The other songs abandon Englishry and look Northwards in another eighteen songs to words by Hugh MacDiarmid, William Soutar and Sorley MacLean. There is a tranced beauty and cradled quality about so many of these songs as in The Quiet Comes In (23), The Gaelic Muse (21), The Rose of All the World (tr.33),  and Traighean (18) - something grief of the Clearances and the great emigrations. John Cameron is a constant strength and both he and Hamilton show their mastery of plastic rhythmic trickery in The Buckie Braes (22). A braw drama shakes its way through the quasi-operatic settings of The Robber (19), The Droll Wee Man (tr.31 - more humour here though) and O wha's the bride (tr.26). There are some gifts of words here - try 'yinceyirn' in Fairytales (tr.29). The setting of William Soutar's Plum Tree (decked with bloom before the flowers come 'flichterin' doun in shoo'rs / like shoo'rs o' snaw') catches a Housman 'Cherry Tree' moment in a Scots accent but remaining just as poignantly affecting.

Thank God there is not a trace of whiskey-soused tartanry here. These songs are national and indeed international treasures. I guarantee that the title track (the last song here) will have you setting repeat time after time. I certainly did.
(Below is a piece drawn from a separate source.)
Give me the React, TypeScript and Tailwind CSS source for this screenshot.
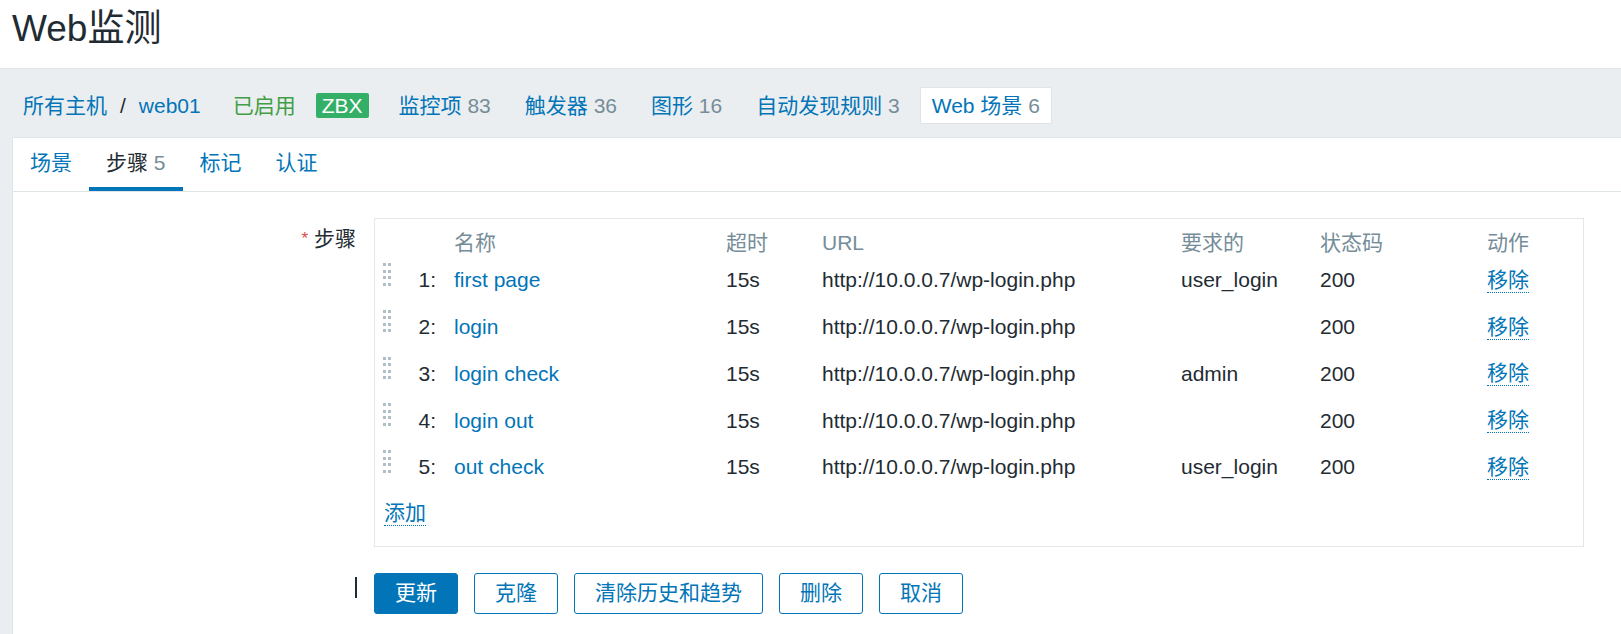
import React from 'react';

const steps = [
  { no: 1, name: 'first page', timeout: '15s', url: 'http://10.0.0.7/wp-login.php', required: 'user_login', status: '200' },
  { no: 2, name: 'login', timeout: '15s', url: 'http://10.0.0.7/wp-login.php', required: '', status: '200' },
  { no: 3, name: 'login check', timeout: '15s', url: 'http://10.0.0.7/wp-login.php', required: 'admin', status: '200' },
  { no: 4, name: 'login out', timeout: '15s', url: 'http://10.0.0.7/wp-login.php', required: '', status: '200' },
  { no: 5, name: 'out check', timeout: '15s', url: 'http://10.0.0.7/wp-login.php', required: 'user_login', status: '200' },
];

function DragHandle () {
  return (
    <div className="grid grid-cols-[3px_3px] gap-x-[2px] gap-y-[3.5px] mb-[12px]">
      {Array.from({ length: 8 }).map((_, i) => (
        <span key={i} className="block w-[3px] h-[3px] bg-[#b0bec5]" />
      ))}
    </div>
  );
}

function Count ({ n }: { n: number }) {
  return <span className="text-[#768d99]"> {n}</span>;
}

export default function App () {
  return (
    <div className="h-[634px] overflow-hidden bg-white font-['Liberation_Sans','Noto_Sans_CJK_SC',sans-serif] text-[21px] leading-[24px] text-[#1f2c33] flex flex-col">
      <header className="h-[68px] shrink-0 flex items-center pl-3 pb-[12px]">
        <h1 className="text-[37px] leading-none font-normal">Web监测</h1>
      </header>

      <div className="flex-1 flex flex-col bg-[#ebeef0] border-t border-[#dfe4e7] pl-3">
        <nav className="h-[68px] shrink-0 flex items-center pt-[5px] pl-[11px] whitespace-nowrap">
          <a className="text-[#0275b8]">所有主机</a>
          <span className="mx-[13px]">/</span>
          <a className="text-[#0275b8]">web01</a>
          <span className="ml-[32px] text-[#429e47]">已启用</span>
          <span className="ml-[20px] px-[6px] py-[2px] leading-[21px] rounded-[2px] bg-[#34af67] text-white">ZBX</span>
          <a className="ml-[30px] text-[#0275b8]">监控项<Count n={83} /></a>
          <a className="ml-[34px] text-[#0275b8]">触发器<Count n={36} /></a>
          <a className="ml-[34px] text-[#0275b8]">图形<Count n={16} /></a>
          <a className="ml-[34px] text-[#0275b8]">自动发现规则<Count n={3} /></a>
          <span className="ml-[20px] h-[37px] flex items-center px-[11px] bg-white border border-[#dfe4e7] rounded-[2px] text-[#0275b8]">
            <span>Web 场景<Count n={6} /></span>
          </span>
        </nav>

        <div className="flex-1 bg-white border-t border-l border-[#dfe4e7]">
          <ul className="flex border-b border-[#dfe4e7]">
            <li className="h-[53px] flex items-center px-[17px] border-b-4 border-transparent text-[#0275b8]">场景</li>
            <li className="h-[53px] flex items-center px-[17px] border-b-4 border-[#0275b8]">
              <span>步骤<Count n={5} /></span>
            </li>
            <li className="h-[53px] flex items-center px-[17px] border-b-4 border-transparent text-[#0275b8]">标记</li>
            <li className="h-[53px] flex items-center px-[17px] border-b-4 border-transparent text-[#0275b8]">认证</li>
          </ul>

          <div className="pt-[26px] pr-[37px]">
            <div className="flex gap-[18px]">
              <div className="w-[343px] shrink-0 text-right pt-[9px]">
                <span className="text-[#e04b4b] text-[17px] align-top mr-[6px]">*</span>步骤
              </div>
              <div className="flex-1 border border-[#e3e7ea] pl-[8px] pt-[10px] pb-[9px]">
                <div className="h-[28px] flex items-center text-[#768d99]">
                  <div className="w-[24px]" />
                  <div className="w-[29px]" />
                  <div className="w-[290px] pl-[18px]">名称</div>
                  <div className="w-[96px]">超时</div>
                  <div className="w-[359px]">URL</div>
                  <div className="w-[139px]">要求的</div>
                  <div className="w-[167px]">状态码</div>
                  <div>动作</div>
                </div>
                {steps.map((s) => (
                  <div key={s.no} className="h-[46.75px] flex items-center">
                    <div className="w-[24px]"><DragHandle /></div>
                    <div className="w-[29px] text-right">{s.no}:</div>
                    <div className="w-[290px] pl-[18px] text-[#0275b8]">{s.name}</div>
                    <div className="w-[96px]">{s.timeout}</div>
                    <div className="w-[359px]">{s.url}</div>
                    <div className="w-[139px]">{s.required}</div>
                    <div className="w-[167px]">{s.status}</div>
                    <div>
                      <a className="inline-block text-[#0275b8] border-b border-dotted border-[#0275b8]">移除</a>
                    </div>
                  </div>
                ))}
                <div className="h-[46px] flex items-center pl-[1px]">
                  <a className="inline-block text-[#0275b8] border-b border-dotted border-[#0275b8]">添加</a>
                </div>
              </div>
            </div>

            <div className="flex gap-[18px] mt-[26px]">
              <div className="w-[343px] shrink-0 flex justify-end">
                <span className="block w-[2px] h-[21px] mt-[4px] -mr-[1px] bg-[#1f2c33]" />
              </div>
              <div className="flex gap-[16px]">
                <button className="h-[41px] px-[20px] rounded-[3px] border border-[#0275b8] bg-[#0275b8] text-white">更新</button>
                <button className="h-[41px] px-[20px] rounded-[3px] border border-[#0275b8] bg-white text-[#0275b8]">克隆</button>
                <button className="h-[41px] px-[20px] rounded-[3px] border border-[#0275b8] bg-white text-[#0275b8]">清除历史和趋势</button>
                <button className="h-[41px] px-[20px] rounded-[3px] border border-[#0275b8] bg-white text-[#0275b8]">删除</button>
                <button className="h-[41px] px-[20px] rounded-[3px] border border-[#0275b8] bg-white text-[#0275b8]">取消</button>
              </div>
            </div>
          </div>
        </div>
      </div>
    </div>
  );
}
The words of that last lyric may well be Stevenson speaking to us through MacDiarmid's words:-

Better a'e gowden lyric

Than the castle's soaring waa; 

Better a'e gowden lyric

Than onythin' else avaa.

Even so I still make the case for the recording of a number of Stevenson's 'soaring waas' - the concertos for cello and violin as well as the completion of his grandest tapestry the choral and orchestral epic Ben Dorain. What an opera Stevenson might have made of Lewis Grassic Gibbon’s ‘Cloud Howe’ … if only. Returning to reality … closer in the offing is a recording of Stevenson’s great set of variations on the magical melody that sings and surges heart-rendingly from the middle movement of Arnold Bax's Second Symphony.

Delphian finish this excellent disc with a well rounded introduction by Colin Scott-Sutherland and by printing the texts in full. Three small criticisms: non-Scots might have found it helpful to have a footnote to explain some of the words, dates for the songs would have been appreciated and the poems in the booklet could have done with being numbered to match the tracks.

Susan Hamilton's voice is a clarion instrument and so well chosen for these songs. I hope I will hear more from her .... and soon. I see that in 1988 Stevenson wrote his May Songs (soprano and string orchestra) for her. A recording would surely be welcomed.  Similarly it would be good if John Cameron could be chosen to record Stevenson’s legion of folk-based piano solos.

This is Editor's disc of the month. This CD will find friends worldwide; for those who value words, music and in their coupling the power to move.